The two methods you must implement:

save(hash: str, blob: bytes) -> None

Persist the packed blob (already serialized by BaseEngineCache.pack()) under the given hash key.

load(hash: str) -> Optional[bytes]

Return the packed blob for the given hash, or None on a cache miss. Returning None causes a normal engine build and subsequent save call.

The base class provides get_hash(), pack()/unpack(), insert(), and check() — do not override these unless you understand the serialization format.

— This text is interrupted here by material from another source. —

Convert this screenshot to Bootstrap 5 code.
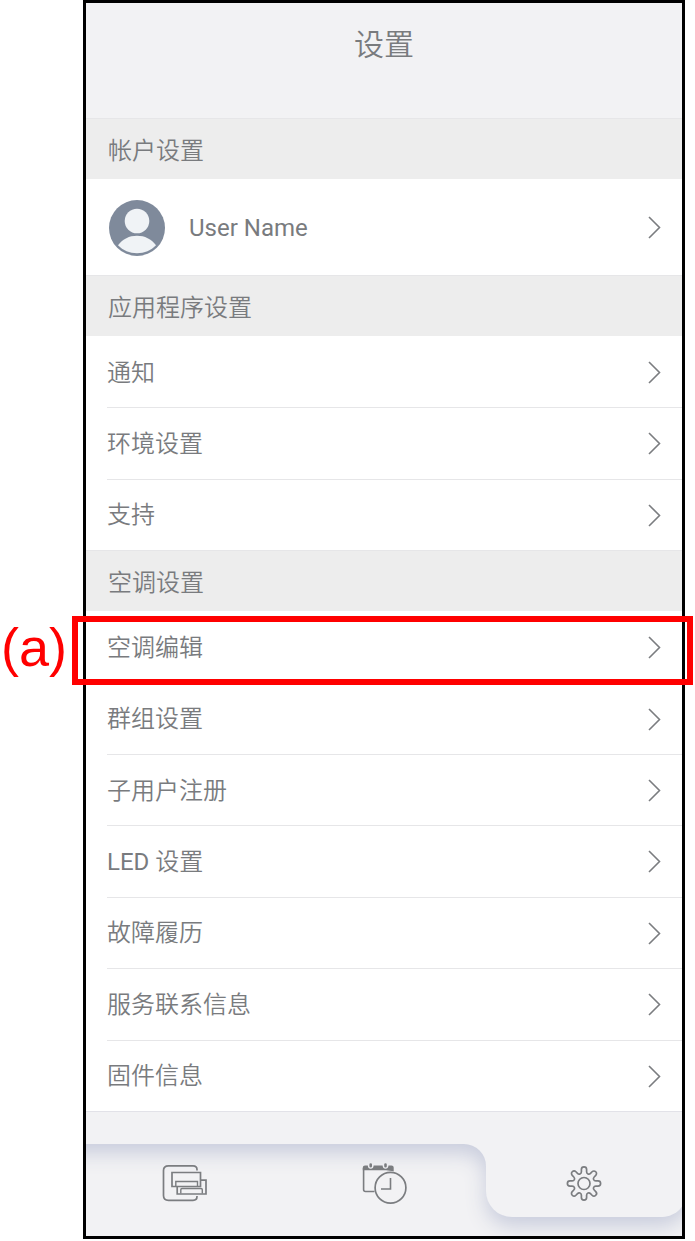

Weightless Engines (TRT ≥ 10.14)#

On TRT 10.14 and later, engines can be serialized without weights using TRT’s INCLUDE_REFIT flag. This significantly reduces cache storage for models where the architecture is shared across many weight variants (e.g., different fine-tuned checkpoints of the same base model):

trt_gm = torch_tensorrt.dynamo.compile(
    exported_program,
    arg_inputs=inputs,
    strip_engine_weights=True,
    cache_built_engines=True,
    reuse_cached_engines=True,
    immutable_weights=False,
)

On a cache hit the weightless engine is loaded and refitted with the current weights before inference. The strip_engine_weights setting is part of the engine-invariant set on TRT < 10.14 (different cache key), but handled automatically by TRT itself on 10.14+.